El místico del Siglo XVI, Ignacio de Loyola, decía de sí mismo que, en el momento de su conversión, no tuvo a nadie que le guiara, sino que el Señor en persona le instruyó como un maestro instruye a un niño. Y al final llegó a decir que, aunque fueran destruidas todas las Escrituras, él seguiría creyendo lo que las Escrituras revelan, porque el Señor se lo había revelado a él personalmente.
Cristiano:
Yo no he tenido la misma suerte que Ignacio, Señor. Por desgracia, ha habido demasiadas personas a las que he podido acudir en busca de orientación. Y ellas me han acosado con sus constantes enseñanzas, hasta que, debido al estrépito, apenas he podido escucharte a Ti, por más que me esforzara. Nunca he tenido la fortuna de tener un conocimiento de Ti de primera mano, porque ellos solían decirme: "Nosotros somos los únicos maestros que has de tener; quien nos escucha a nosotros a Él le escucha".

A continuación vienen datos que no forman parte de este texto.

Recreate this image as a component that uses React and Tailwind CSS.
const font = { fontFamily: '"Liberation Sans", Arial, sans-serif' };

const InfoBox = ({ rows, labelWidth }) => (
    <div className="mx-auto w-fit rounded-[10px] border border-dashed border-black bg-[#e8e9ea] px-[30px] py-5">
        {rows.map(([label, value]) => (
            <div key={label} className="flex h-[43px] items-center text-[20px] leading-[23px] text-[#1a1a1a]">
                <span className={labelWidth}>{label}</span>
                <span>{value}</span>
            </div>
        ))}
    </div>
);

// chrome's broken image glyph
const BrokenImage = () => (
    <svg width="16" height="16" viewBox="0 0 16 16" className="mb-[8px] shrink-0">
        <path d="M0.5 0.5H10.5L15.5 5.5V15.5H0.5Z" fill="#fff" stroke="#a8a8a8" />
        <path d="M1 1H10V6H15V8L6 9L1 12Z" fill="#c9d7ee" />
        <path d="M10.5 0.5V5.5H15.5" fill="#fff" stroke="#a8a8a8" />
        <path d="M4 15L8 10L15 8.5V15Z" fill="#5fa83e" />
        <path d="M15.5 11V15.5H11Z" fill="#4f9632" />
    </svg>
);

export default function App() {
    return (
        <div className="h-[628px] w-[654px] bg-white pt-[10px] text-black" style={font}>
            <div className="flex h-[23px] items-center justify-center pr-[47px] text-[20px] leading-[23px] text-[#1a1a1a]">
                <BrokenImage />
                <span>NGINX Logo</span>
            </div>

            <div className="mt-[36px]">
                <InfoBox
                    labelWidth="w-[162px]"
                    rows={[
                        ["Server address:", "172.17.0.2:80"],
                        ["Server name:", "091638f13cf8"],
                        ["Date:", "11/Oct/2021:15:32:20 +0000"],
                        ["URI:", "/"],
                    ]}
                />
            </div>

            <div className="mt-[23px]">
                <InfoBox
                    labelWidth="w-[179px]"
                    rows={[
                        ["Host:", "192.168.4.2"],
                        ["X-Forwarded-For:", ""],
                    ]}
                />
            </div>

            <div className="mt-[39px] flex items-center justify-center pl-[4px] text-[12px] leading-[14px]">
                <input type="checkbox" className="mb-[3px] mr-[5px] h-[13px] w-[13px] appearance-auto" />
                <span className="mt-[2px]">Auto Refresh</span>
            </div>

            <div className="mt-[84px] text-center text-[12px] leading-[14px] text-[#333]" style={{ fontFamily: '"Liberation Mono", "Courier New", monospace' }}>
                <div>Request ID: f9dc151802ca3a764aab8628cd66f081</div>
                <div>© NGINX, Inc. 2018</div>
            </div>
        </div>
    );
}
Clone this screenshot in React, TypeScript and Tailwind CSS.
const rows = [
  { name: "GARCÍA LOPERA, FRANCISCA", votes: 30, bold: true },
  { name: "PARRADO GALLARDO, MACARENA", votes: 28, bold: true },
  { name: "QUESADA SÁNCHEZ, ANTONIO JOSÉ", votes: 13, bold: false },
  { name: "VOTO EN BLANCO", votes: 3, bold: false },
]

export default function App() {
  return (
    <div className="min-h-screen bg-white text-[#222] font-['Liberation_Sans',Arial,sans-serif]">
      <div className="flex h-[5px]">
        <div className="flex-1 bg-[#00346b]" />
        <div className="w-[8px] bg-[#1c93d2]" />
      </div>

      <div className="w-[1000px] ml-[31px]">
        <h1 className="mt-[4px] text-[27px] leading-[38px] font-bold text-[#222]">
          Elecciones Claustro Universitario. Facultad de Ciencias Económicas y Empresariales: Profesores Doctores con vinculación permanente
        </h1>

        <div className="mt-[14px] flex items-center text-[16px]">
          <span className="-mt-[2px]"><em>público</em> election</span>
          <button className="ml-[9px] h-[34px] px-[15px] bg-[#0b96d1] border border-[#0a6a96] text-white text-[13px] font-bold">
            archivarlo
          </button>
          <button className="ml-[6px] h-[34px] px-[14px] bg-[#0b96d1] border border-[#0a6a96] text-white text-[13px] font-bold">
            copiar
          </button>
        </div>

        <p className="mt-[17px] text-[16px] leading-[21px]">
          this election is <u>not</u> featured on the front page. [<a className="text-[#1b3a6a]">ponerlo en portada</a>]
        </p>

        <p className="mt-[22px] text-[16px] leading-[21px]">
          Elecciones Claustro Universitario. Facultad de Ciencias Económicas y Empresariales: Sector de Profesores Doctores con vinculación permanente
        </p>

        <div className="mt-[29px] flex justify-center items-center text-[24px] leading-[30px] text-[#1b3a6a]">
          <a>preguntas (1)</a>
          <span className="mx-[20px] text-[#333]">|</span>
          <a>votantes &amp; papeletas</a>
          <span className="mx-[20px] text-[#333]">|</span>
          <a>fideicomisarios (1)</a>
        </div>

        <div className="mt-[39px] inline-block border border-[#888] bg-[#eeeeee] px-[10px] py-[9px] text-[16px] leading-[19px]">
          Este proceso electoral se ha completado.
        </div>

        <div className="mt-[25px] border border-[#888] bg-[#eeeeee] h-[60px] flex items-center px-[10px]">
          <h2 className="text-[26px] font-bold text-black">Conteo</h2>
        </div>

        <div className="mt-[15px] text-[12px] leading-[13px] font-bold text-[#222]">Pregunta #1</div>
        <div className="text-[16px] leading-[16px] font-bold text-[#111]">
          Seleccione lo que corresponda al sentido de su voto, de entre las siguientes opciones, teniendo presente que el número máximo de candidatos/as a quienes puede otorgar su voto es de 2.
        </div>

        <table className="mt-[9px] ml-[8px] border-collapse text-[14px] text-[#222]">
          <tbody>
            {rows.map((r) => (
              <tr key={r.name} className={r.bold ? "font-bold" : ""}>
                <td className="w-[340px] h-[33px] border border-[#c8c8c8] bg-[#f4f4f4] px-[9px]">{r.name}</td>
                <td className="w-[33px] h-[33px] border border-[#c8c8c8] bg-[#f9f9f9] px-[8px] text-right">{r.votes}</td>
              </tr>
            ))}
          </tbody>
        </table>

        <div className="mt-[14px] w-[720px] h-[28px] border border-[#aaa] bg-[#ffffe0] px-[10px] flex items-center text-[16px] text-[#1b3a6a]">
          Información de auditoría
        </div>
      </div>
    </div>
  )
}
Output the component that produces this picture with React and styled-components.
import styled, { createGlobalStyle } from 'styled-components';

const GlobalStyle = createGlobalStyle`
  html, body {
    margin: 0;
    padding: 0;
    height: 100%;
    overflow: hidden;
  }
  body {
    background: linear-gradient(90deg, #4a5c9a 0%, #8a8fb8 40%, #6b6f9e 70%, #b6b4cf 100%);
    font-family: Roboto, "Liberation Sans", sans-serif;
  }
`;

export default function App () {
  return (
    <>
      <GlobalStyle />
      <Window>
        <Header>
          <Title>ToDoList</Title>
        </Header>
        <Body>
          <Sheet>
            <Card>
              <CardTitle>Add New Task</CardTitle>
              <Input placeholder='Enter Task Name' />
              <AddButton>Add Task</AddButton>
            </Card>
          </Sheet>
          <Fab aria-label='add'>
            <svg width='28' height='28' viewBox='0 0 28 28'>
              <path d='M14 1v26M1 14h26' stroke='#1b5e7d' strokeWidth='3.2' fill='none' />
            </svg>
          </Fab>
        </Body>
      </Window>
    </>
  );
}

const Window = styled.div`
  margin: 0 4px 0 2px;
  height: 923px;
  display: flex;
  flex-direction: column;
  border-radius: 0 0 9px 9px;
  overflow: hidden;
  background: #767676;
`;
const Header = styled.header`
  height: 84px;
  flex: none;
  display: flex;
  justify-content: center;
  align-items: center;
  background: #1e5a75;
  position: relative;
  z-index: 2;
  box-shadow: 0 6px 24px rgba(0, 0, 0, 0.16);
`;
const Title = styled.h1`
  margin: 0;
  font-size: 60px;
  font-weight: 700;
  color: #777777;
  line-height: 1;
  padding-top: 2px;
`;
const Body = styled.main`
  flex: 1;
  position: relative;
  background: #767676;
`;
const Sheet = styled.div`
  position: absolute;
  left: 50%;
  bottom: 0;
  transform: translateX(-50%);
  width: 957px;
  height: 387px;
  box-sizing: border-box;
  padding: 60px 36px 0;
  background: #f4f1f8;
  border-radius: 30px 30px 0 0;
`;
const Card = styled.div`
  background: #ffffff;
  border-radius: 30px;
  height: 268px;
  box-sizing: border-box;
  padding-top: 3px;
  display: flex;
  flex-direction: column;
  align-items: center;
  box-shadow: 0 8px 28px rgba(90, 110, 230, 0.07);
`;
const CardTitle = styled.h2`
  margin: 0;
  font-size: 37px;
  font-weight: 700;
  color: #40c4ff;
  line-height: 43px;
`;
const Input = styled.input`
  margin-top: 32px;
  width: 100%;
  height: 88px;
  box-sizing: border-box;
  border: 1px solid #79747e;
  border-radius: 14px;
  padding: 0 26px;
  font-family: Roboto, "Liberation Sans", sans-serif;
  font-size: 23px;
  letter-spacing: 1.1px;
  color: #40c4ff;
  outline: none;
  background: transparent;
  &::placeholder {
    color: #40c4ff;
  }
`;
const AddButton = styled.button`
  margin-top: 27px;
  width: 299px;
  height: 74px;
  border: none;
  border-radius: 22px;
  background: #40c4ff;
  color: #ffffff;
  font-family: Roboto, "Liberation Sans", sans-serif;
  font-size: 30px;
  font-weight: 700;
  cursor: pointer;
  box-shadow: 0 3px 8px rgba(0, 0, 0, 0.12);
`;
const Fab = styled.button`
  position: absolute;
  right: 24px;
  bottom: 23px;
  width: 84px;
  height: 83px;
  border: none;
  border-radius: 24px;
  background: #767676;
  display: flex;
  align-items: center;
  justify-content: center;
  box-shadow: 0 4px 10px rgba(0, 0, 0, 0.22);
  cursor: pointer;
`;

Pero no tengo razón para echarles la culpa o para lamentar que hayan estado presentes en los primeros años de mi vida. Es a mí a quien debo culpar. Porque no he tenido la suficiente firmeza para silenciar sus voces; ni el valor para buscar por mí mismo; ni la determinación para esperar a que Tú hablaras; ni la fe en que algún día, en algún lugar, habrías de romper tu silencio y me hablarías.